§ What is expected: Pick out each line containing the string "with".

Items from a dataset
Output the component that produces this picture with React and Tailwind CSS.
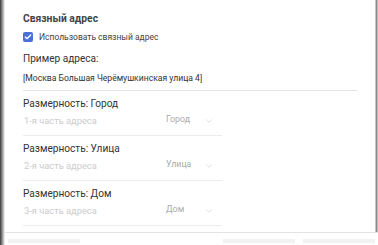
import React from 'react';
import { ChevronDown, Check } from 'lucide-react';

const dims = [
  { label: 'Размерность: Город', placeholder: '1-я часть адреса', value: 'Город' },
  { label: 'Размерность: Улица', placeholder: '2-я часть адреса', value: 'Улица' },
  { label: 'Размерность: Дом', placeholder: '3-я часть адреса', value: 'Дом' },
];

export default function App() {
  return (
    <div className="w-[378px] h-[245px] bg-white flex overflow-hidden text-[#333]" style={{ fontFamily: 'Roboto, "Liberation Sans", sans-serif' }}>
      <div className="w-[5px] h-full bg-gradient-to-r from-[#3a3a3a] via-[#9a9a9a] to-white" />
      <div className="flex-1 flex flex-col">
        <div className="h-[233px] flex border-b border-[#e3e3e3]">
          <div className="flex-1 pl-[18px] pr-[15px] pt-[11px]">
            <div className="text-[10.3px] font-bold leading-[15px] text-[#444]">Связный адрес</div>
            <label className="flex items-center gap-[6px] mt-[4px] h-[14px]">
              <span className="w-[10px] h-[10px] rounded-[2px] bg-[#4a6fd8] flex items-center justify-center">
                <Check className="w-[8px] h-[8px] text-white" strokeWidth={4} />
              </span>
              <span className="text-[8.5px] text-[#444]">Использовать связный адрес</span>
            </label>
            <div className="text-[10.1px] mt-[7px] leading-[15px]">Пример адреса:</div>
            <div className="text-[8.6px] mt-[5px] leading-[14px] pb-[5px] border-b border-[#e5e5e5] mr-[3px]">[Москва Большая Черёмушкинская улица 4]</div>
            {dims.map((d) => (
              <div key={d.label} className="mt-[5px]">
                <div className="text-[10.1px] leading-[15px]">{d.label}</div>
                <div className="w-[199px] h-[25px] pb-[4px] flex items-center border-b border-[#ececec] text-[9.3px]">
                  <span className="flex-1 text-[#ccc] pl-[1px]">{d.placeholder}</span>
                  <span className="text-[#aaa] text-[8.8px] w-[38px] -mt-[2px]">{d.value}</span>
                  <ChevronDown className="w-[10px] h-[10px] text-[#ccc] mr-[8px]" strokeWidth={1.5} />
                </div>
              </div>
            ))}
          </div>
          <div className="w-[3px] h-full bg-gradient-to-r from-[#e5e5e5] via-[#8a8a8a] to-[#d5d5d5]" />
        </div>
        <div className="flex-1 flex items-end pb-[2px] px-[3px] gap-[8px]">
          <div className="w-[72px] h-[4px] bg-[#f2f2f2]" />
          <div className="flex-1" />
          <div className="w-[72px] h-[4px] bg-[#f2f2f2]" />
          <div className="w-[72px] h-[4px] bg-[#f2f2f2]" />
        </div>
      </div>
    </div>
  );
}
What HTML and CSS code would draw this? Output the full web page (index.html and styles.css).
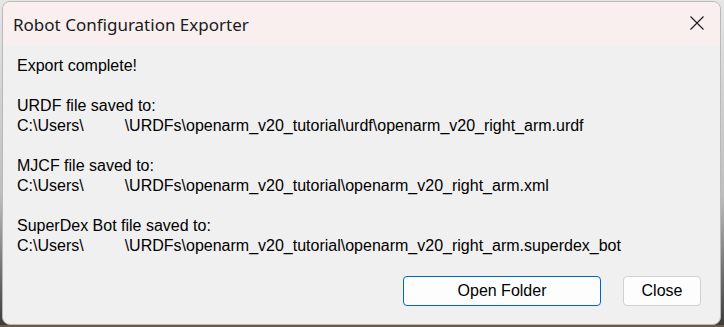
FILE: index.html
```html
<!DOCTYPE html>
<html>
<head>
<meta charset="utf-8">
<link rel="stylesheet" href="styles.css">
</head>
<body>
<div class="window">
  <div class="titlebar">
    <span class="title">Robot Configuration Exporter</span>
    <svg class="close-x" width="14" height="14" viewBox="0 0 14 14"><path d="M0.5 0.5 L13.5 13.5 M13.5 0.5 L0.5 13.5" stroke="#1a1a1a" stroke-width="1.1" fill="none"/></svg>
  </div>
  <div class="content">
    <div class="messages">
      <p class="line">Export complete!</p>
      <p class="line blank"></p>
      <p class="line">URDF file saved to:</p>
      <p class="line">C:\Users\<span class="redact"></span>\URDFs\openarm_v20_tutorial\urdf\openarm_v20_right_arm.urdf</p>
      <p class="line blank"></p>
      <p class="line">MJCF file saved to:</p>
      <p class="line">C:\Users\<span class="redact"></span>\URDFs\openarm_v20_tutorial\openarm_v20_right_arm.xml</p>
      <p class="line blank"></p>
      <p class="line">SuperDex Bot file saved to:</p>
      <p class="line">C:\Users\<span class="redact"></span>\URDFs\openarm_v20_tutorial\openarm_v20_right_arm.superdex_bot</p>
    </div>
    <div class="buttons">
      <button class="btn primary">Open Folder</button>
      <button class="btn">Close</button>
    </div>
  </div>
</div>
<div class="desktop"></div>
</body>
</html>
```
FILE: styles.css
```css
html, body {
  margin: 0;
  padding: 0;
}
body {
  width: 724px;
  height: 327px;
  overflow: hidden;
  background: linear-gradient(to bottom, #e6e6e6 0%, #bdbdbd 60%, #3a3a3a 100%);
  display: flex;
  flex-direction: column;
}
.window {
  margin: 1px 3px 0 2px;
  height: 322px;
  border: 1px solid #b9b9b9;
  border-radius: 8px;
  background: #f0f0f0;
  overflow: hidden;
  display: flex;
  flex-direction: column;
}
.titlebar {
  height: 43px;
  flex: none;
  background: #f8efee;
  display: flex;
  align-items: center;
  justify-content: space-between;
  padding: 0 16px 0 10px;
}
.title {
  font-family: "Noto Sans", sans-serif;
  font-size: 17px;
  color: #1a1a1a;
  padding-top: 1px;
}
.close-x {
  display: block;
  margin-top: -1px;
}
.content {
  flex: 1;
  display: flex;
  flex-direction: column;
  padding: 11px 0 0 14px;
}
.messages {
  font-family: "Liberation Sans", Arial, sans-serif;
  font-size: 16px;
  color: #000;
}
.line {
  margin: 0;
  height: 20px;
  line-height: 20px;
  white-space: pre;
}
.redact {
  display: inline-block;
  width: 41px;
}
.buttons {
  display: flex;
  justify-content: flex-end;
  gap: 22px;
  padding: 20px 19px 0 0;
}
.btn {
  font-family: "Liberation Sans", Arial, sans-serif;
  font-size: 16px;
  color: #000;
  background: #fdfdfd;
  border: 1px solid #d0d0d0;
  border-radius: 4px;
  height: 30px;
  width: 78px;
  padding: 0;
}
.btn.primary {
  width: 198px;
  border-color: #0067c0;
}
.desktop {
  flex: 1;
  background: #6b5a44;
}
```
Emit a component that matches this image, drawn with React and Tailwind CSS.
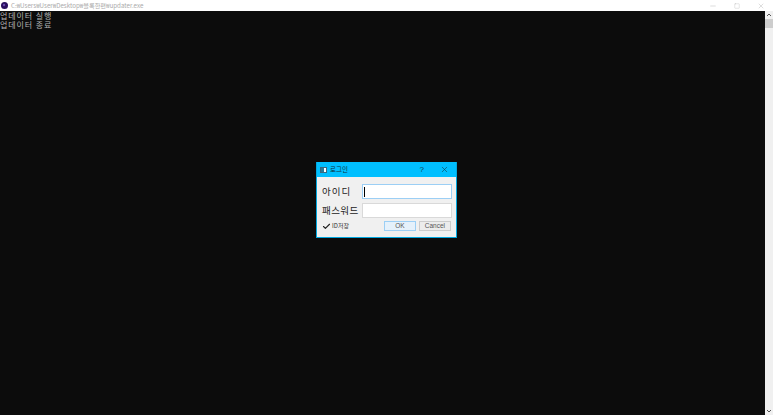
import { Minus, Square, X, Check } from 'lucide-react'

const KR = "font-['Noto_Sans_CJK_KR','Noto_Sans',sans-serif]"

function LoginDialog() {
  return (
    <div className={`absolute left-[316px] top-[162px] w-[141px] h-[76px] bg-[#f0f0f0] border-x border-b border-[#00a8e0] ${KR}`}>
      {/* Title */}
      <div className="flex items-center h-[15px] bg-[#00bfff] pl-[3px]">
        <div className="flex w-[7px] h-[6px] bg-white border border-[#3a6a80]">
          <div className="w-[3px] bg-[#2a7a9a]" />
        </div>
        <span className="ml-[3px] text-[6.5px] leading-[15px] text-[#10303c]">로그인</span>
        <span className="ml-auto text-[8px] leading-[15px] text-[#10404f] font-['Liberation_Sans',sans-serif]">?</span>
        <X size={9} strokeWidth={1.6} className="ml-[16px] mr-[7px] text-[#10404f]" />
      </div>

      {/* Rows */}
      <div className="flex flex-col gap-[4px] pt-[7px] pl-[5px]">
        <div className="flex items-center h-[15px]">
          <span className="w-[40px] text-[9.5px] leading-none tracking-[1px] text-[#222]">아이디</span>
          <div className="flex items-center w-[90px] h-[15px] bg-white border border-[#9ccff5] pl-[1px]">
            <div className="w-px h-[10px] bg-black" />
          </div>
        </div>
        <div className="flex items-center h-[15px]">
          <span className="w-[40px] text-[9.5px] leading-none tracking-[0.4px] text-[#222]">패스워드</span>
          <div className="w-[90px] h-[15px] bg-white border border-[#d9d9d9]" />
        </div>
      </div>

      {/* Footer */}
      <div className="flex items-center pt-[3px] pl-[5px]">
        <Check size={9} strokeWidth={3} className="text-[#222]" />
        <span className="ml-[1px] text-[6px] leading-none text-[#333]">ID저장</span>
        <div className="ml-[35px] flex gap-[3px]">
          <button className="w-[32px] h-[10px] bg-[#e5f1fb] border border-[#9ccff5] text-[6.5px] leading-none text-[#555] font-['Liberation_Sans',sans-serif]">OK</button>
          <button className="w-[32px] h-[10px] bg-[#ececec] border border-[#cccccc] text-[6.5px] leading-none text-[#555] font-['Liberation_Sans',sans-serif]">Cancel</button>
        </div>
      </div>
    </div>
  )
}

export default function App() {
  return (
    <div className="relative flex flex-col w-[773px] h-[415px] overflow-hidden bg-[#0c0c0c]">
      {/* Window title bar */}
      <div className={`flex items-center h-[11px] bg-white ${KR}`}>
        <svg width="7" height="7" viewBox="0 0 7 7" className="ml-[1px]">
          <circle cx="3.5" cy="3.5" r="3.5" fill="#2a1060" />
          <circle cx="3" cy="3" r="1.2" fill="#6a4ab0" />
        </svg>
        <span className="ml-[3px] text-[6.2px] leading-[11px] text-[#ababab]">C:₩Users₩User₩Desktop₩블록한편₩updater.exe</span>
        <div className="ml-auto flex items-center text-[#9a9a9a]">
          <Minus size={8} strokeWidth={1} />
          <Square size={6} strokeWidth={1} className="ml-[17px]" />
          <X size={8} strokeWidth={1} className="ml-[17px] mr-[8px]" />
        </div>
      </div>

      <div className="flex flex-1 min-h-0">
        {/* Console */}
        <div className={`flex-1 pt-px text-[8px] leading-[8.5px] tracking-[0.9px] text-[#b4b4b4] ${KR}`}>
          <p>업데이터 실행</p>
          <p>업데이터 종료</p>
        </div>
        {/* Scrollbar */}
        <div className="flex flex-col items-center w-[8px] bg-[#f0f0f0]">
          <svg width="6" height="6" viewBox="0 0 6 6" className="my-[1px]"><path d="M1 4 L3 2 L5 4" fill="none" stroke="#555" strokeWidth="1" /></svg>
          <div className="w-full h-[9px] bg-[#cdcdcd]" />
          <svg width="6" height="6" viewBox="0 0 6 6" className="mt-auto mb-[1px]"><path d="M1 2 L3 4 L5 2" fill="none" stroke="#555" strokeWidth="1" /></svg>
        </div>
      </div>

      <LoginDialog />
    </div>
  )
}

§ Problem solution:
Output the component that produces this picture with React and Tailwind CSS.
Emit a component that matches this image, drawn with React and Tailwind CSS.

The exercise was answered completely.